ご本人が書かれている通り、語り口は優しく柔らかい。
しかし、話題は縦横無尽に飛び回り、アバンギャルドで深い。

主流、強者ではなく、端っこ、少数派、声の聞こえにくい人々の側から見ると、物事はじつにカラフルで驚嘆するというスタンスは、揺るぎない。

タイトルのドレス.アフター.ドレスは、もとは筆者の「反省ノート」の表題だった。
中身は、最新の獲物ーどこで買った品物か、絵と共に値段も。
反省。

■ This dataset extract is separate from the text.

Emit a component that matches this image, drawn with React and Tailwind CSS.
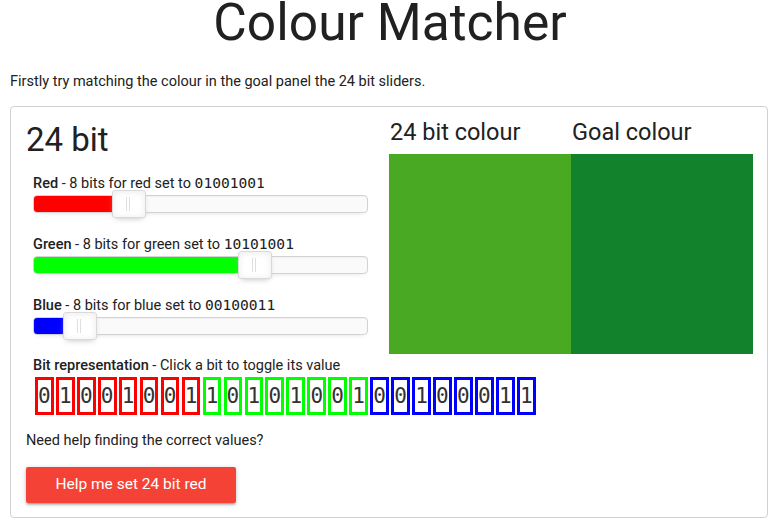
import { useState } from "react";

const toBits = (n) => n.toString(2).padStart(8, "0");

const CHANNELS = [
  { key: "r", name: "Red", word: "red", fill: "bg-[#ff0000]", box: "border-[#ff0000]" },
  { key: "g", name: "Green", word: "green", fill: "bg-[#00ff00]", box: "border-[#00ff00]" },
  { key: "b", name: "Blue", word: "blue", fill: "bg-[#0000ff]", box: "border-[#0000ff]" },
];

function Slider({ value, fill }) {
  // inner track is 333px wide; handle is centred on the value
  const pos = (value / 255) * 333;
  return (
    <div className="relative h-[18px] w-[335px] rounded-[4px] border border-[#d3d3d3] bg-[#fafafa] shadow-[inset_0_1px_1px_#f0f0f0,0_3px_6px_-5px_#bbb]">
      <div className={`absolute left-0 top-0 h-full rounded-l-[3px] ${fill}`} style={{ width: pos }} />
      <div
        className="absolute top-[-6px] h-[28px] w-[34px] rounded-[3px] border border-[#d9d9d9] bg-white shadow-[inset_0_0_1px_#fff,inset_0_1px_7px_#ebebeb,0_3px_6px_-3px_#bbb]"
        style={{ left: pos - 17 }}
      >
        <span className="absolute left-[13px] top-[6px] h-[14px] w-px bg-[#e0dfde]" />
        <span className="absolute left-[16px] top-[6px] h-[14px] w-px bg-[#e0dfde]" />
      </div>
    </div>
  );
}

export default function App() {
  const [rgb, setRgb] = useState({ r: 73, g: 169, b: 35 });
  const goal = "#12822c";

  const toggle = (key, i) =>
    setRgb((c) => ({ ...c, [key]: c[key] ^ (1 << (7 - i)) }));

  return (
    <div className="min-h-screen bg-white text-[#212121] font-['Roboto',sans-serif]">
      <h1 className="text-center text-[51.5px] leading-[46px] font-normal">Colour Matcher</h1>

      <p className="mt-[25px] px-[10px] text-[14.5px] leading-[22px]">
        Firstly try matching the colour in the goal panel the 24 bit sliders.
      </p>

      <div className="ml-[10px] mt-[13px] w-[758px] rounded-[4px] border border-[#d1d1d1]">
        <div className="grid grid-cols-2">
          {/* sliders + bits */}
          <div className="pl-[15px] pb-[14px]">
            <h2 className="pt-[13px] text-[33px] leading-[40px] font-normal">24 bit</h2>

            <div className="pl-[7px]">
              {CHANNELS.map((ch, idx) => (
                <div key={ch.key} className={idx === 0 ? "mt-[13px]" : "mt-[21px]"}>
                  <div className="text-[14.5px] leading-[20px]">
                    <span className="font-medium">{ch.name}</span> - 8 bits for {ch.word} set to{" "}
                    <span className="font-['DejaVu_Sans_Mono',monospace] text-[14.6px]">{toBits(rgb[ch.key])}</span>
                  </div>
                  <div className="mt-[1px]">
                    <Slider value={rgb[ch.key]} fill={ch.fill} />
                  </div>
                </div>
              ))}

              <div className="mt-[21px] text-[14.5px] leading-[20px]">
                <span className="font-medium">Bit representation</span> - Click a bit to toggle its value
              </div>
              <div className="ml-[2px] mt-[1px] flex gap-[2.3px]">
                {CHANNELS.map((ch) =>
                  toBits(rgb[ch.key]).split("").map((b, i) => (
                    <button
                      key={ch.key + i}
                      onClick={() => toggle(ch.key, i)}
                      className={`h-[38px] border-[3px] ${ch.box} font-['DejaVu_Sans_Mono',monospace] text-[21px] leading-[32px] text-[#333]`}
                    >
                      {b}
                    </button>
                  ))
                )}
              </div>
            </div>

            <p className="mt-[15px] text-[14.5px] leading-[22px]">Need help finding the correct values?</p>
            <button className="mt-[15px] h-[36px] w-[210px] rounded-[2px] bg-[#f44336] text-[15.5px] text-white shadow-[0_2px_2px_0_rgba(0,0,0,0.14),0_3px_1px_-2px_rgba(0,0,0,0.12),0_1px_5px_0_rgba(0,0,0,0.2)]">
              Help me set 24 bit red
            </button>
          </div>

          {/* colour panels */}
          <div className="pr-[14px]">
            <div className="grid grid-cols-2 pt-[11px]">
              <h3 className="pl-px text-[23.5px] leading-[28px] font-normal">24 bit colour</h3>
              <h3 className="pl-px text-[23.5px] leading-[28px] font-normal">Goal colour</h3>
            </div>
            <div className="mt-[8px] grid h-[200px] grid-cols-2">
              <div style={{ backgroundColor: `rgb(${rgb.r},${rgb.g},${rgb.b})` }} />
              <div style={{ backgroundColor: goal }} />
            </div>
          </div>
        </div>
      </div>
    </div>
  );
}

度重なる反省。
高級ブランドは無関係にもかかわらず、やっぱりアホやと定期的に反省するに足る程度、洋服を買ってきたという。

あー、わかるなー!

おしゃれが罪悪であるような研究者の家で、なんだかわからない不愉快なストレスだらけの日常。
その割合のかなりの割合は着るものだったと振りかえられている。
オーストラリアに留学したのも、そんな日常からの脱出だったらしい。

自由におしゃれを楽しむことと、多様な価値観がオーストラリアでの生活で身についたのだと思う。

エストニアで出会った、とてつもないおかしなジュエリー。
消費大国で流通しているファッションとは厳然と袂を分かつ。
なんだか爽快、見てみたい。

また、文学の中の衣服を読み解くくだりも、考えさせられる。
この人の仕事に、注目していきたい。